From a uniform solid cone of base radius $R$ and height $H$ , a symmetric cone of base radius $\frac{R}{2}$ is removed as shown.
Then the center of mass is shifted by $\frac{H}{n}.$ Find the value of $n$ .

Answer 1

When symmetric cone is removed then center of mass can be calculated by this relation
$y_{cm}=\frac{m_{1} y_{1} - m_{2} y_{2}}{m_{1} - m_{2}}$ ........(i)
Where $m_{1}$ and $m_{2}$ are masses, $y_{1}$ and $y_{2}$ are center of masses for original and removed cone respectively.
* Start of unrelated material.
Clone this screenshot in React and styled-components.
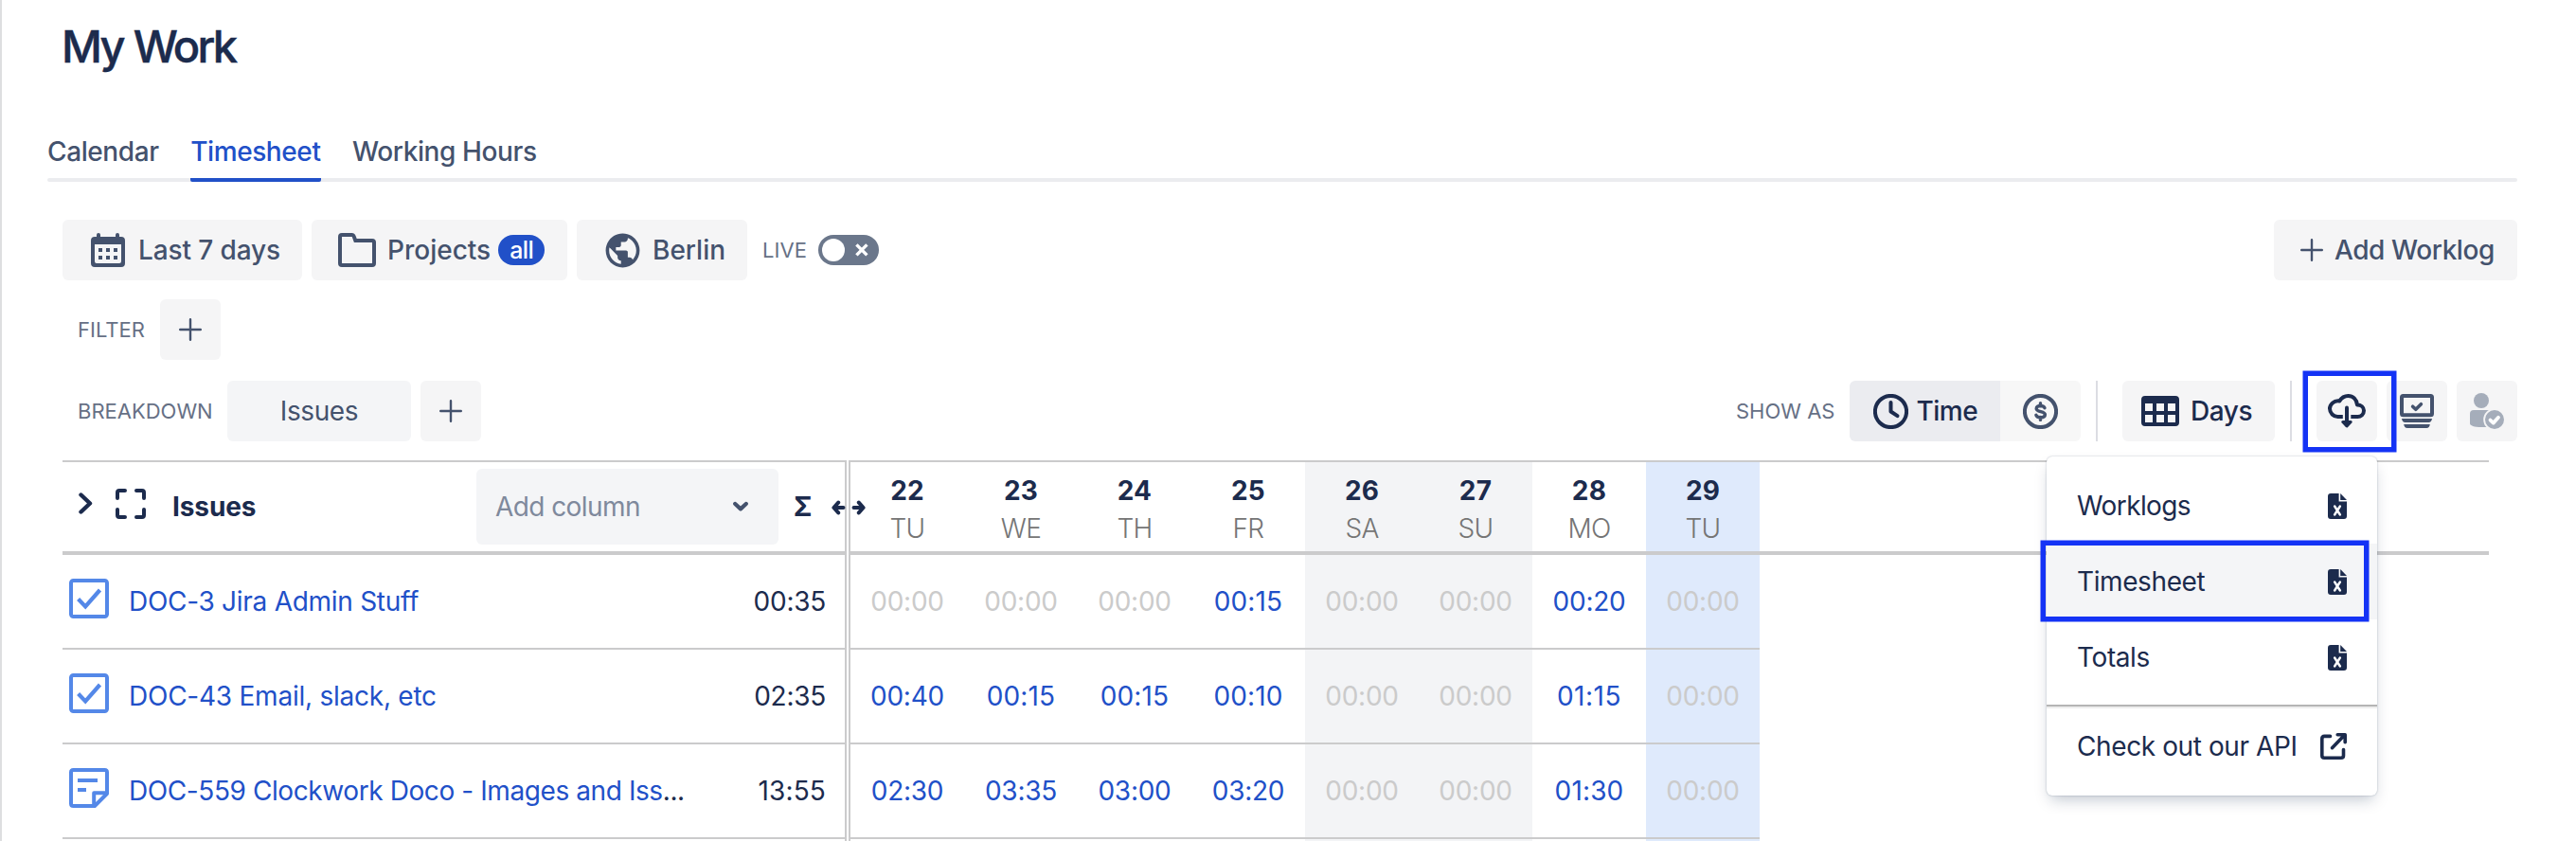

We take origin $'O'\left(0 , 0\right)$ as coordinate of center of mass of original cone.

$\triangle ABC$ and $\triangle DFG$ are similar triangles, so for $\triangle DFG$ , $\frac{EG}{ED}=\frac{EC}{BG}$ , for $\triangle BEC$
$\frac{R}{2 \times H '}=\frac{R}{H}$
$\Rightarrow H'=\frac{H}{2}$
So, center of mass $\left(y_{2}\right)$ for smaller cone is
$\frac{1}{4}\left(\frac{H}{2}\right)=\frac{H}{8}$
For same density, mass of cone depends on its volume.
Mass of bigger cone is $m_{1}$ (let) $=\frac{1}{3}\pi R^{2}H$
Mass of smaller cone is $m_{2}$ (let) $=\frac{1}{3}\pi \left(\frac{R}{2}\right)^{2}\times \frac{H}{2}$
$\Rightarrow m_{2}=\frac{1}{8}\left(\frac{1}{3} \left(\pi R\right)^{2} H\right)=\frac{m_{1}}{8}$
Putting values of $m_{1}$ , $y_{1}=0$ and $m_{2}=\frac{m_{1}}{8},y_{2}=\frac{H}{8}$ in equation (i)
$y_{cm}=\frac{m_{1} \times 0 - \frac{m_{1}}{8} \times \frac{H}{8}}{m_{1} - \frac{m_{1}}{8}}$
Put, $y _{ cm }=\frac{ H }{ n }$ in above equation, in above equation,
$\frac{H}{n}=\frac{H}{56}$
$\Rightarrow n=56$